Earlier, Cook had resumed on 95 not out and wasted no time doing the necessary. He sent the first ball of the morning to the third man boundary – via a controlled thick edge – and brought up his ton with a nudged two into the on-side.

It was hardly a memorable 
innings but should at least offer a psychological boost for a player whose reputation for batting long and scoring big has tailed off in the last couple of years.

His relief manifested itself in a dignified waft of the bat and a handshake for Gary Ballance, who was finding life less comfortable.

Ballance was struggling for fluency and dug himself into something of a rut by the time he departed for 16.

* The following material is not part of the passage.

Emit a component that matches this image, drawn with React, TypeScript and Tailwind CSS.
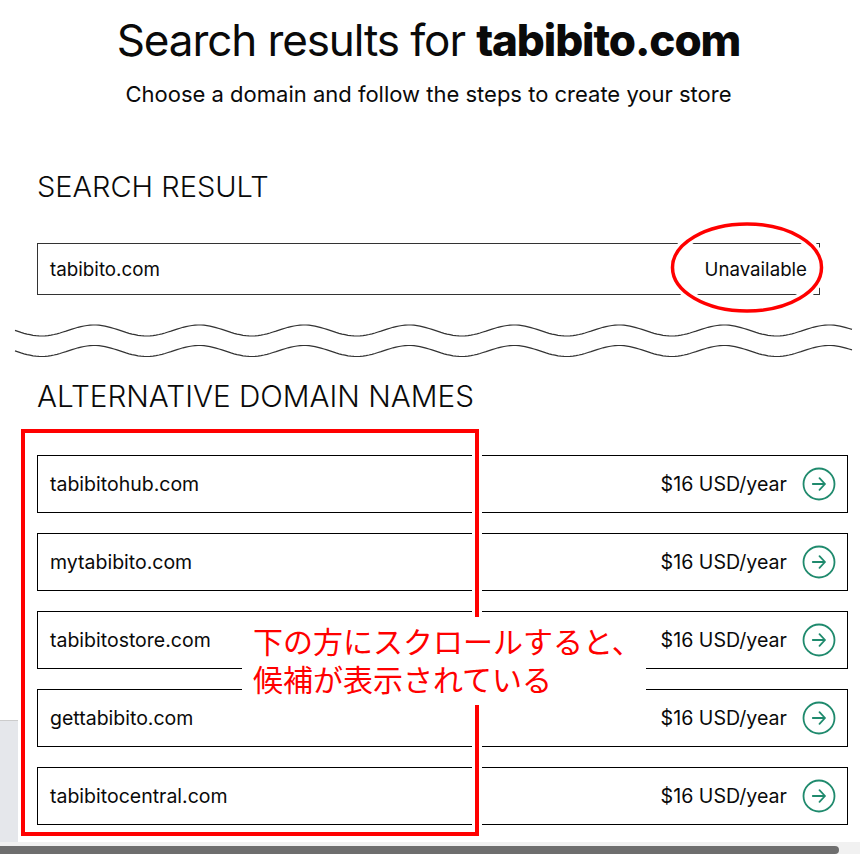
const domains = [
  "tabibitohub.com",
  "mytabibito.com",
  "tabibitostore.com",
  "gettabibito.com",
  "tabibitocentral.com",
];

function wavePath(baseY: number) {
  const points: string[] = [];
  for (let x = 15; x <= 852; x += 3) {
    const y = baseY + 5.5 * Math.cos(((x - 94) / 105) * 2 * Math.PI) * -1;
    points.push(`${x} ${y.toFixed(1)}`);
  }
  return "M" + points.join("L");
}

function ArrowCircle() {
  return (
    <svg width="34" height="34" viewBox="0 0 34 34" fill="none" stroke="#1f8a6d" className="shrink-0">
      <circle cx="17" cy="17" r="15.5" strokeWidth="1.8" />
      <path d="M10.8 17H23M17.5 11.2L23 17L17.5 22.8" strokeWidth="1.8" strokeLinecap="round" strokeLinejoin="round" />
    </svg>
  );
}

function DomainRow({ name }: { name: string }) {
  return (
    <div className="flex h-[58px] items-center justify-between border border-black pl-3 pr-[11px]">
      <span className="mt-[2px] text-[19.5px]">{name}</span>
      <div className="flex items-center gap-[15px]">
        <span className="mt-[2px] text-[19.6px]">$16 USD/year</span>
        <ArrowCircle />
      </div>
    </div>
  );
}

export default function App() {
  return (
    <div className="relative h-[854px] w-[860px] overflow-hidden bg-white font-['Inter',sans-serif] text-[#0a0a0a]">
      <div className="pl-[37px] pr-[12px]">
        <div className="pr-[28px] text-center">
          <h1 className="pt-[13px] text-[44px] leading-[54px] tracking-[-1.1px]">
            Search results for <span className="font-extrabold">tabibito.com</span>
          </h1>
          <p className="mt-[13px] text-[22px] leading-[28px]">Choose a domain and follow the steps to create your store</p>
        </div>

        <h2 className="mt-[62px] text-[29px] font-light leading-[34px]">SEARCH RESULT</h2>
        <div className="mt-[39px] mr-[28px] flex h-[52px] items-center justify-between border border-[#333] px-3">
          <span className="mt-[2px] text-[18.8px]">tabibito.com</span>
          <span className="mt-[2px] text-[18.7px]">Unavailable</span>
        </div>

        <h2 className="mt-[84px] text-[29.7px] font-light leading-[34px]">ALTERNATIVE DOMAIN NAMES</h2>
        <div className="mt-[42px] flex flex-col gap-[20px]">
          {domains.map((d) => (
            <DomainRow key={d} name={d} />
          ))}
        </div>
      </div>

      {/* annotations drawn over the screenshot */}
      <svg width="860" height="854" className="absolute left-0 top-0" fill="none">
        <path d={wavePath(330.5)} stroke="#333" strokeWidth="1.2" />
        <path d={wavePath(351)} stroke="#333" strokeWidth="1.2" />
        <ellipse cx="747" cy="267.5" rx="74.5" ry="43.5" stroke="#fff" strokeWidth="10" />
        <ellipse cx="747" cy="267.5" rx="74.5" ry="43.5" stroke="#f00" strokeWidth="3.5" />
      </svg>

      <div className="absolute left-0 top-[720px] h-[122px] w-[18px] border-t border-[#ccc] bg-[#e5e7eb]" />
      <div className="absolute left-[21px] top-[429px] h-[407px] w-[458px] border-4 border-[#f00] shadow-[0_0_0_3px_#fff,inset_0_0_0_3px_#fff]" />

      <div className="absolute left-[242px] top-[617px] h-[88px] w-[404px] bg-white pl-[11px] pt-[4px] font-['Noto_Sans_CJK_JP',sans-serif] text-[30px] leading-[38px] text-[#f00]">
        <p>下の方にスクロールすると、</p>
        <p>候補が表示されている</p>
      </div>

      <div className="absolute bottom-0 left-0 h-[12px] w-full bg-[#f1f1f1]" />
      <div className="absolute bottom-0 left-0 h-[8px] w-[839px] rounded-r-[4px] bg-[#6e6e6e]" />
    </div>
  );
}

He was undone by the left-arm spin of Elvin Berridge, who has never played first-class cricket and was used last week as a net bowler by England.

Ballance was the author of his own downfall, turning Berridge straight to short leg.

Root was next man in and almost immediately overtook Bell, who was holding his end in watchful fashion.

Root showed an attacking intent that had been missing from the top four, looking to score from the off but lacking some of the requisite timing.

He would have scored more freely had Steve Liburd not been stationed at silly point, with Root hitting him on three separate occasions in the same over.

His lively innings should have ended on 19 when Quinton Boatswain took the new ball and immediately found the outside edge.

The ball sailed straight into Jacques Taylor’s hands at first slip and bounced straight out again, much to the bowler’s frustration. Jeremiah Louis found some swing from the other end, and hit a solid line and length to quell the scoring rate.

Both Root and Bell eased to 50s in the afternoon session, in 83 and 82 balls respectively, but all the impetus had evaporated from proceedings.

Root fell lbw to Leon Clarke and took Bell with him to the pavilion to give Stokes and Buttler a chance. Buttler made 18, but Stokes raced to 41 in a flurry of boundaries before holing out to bring on the declaration.

England, having given up on the game as a competitive affair, added Liam Plunkett and Mark Wood to their side for the second innings, which had 35 overs to run.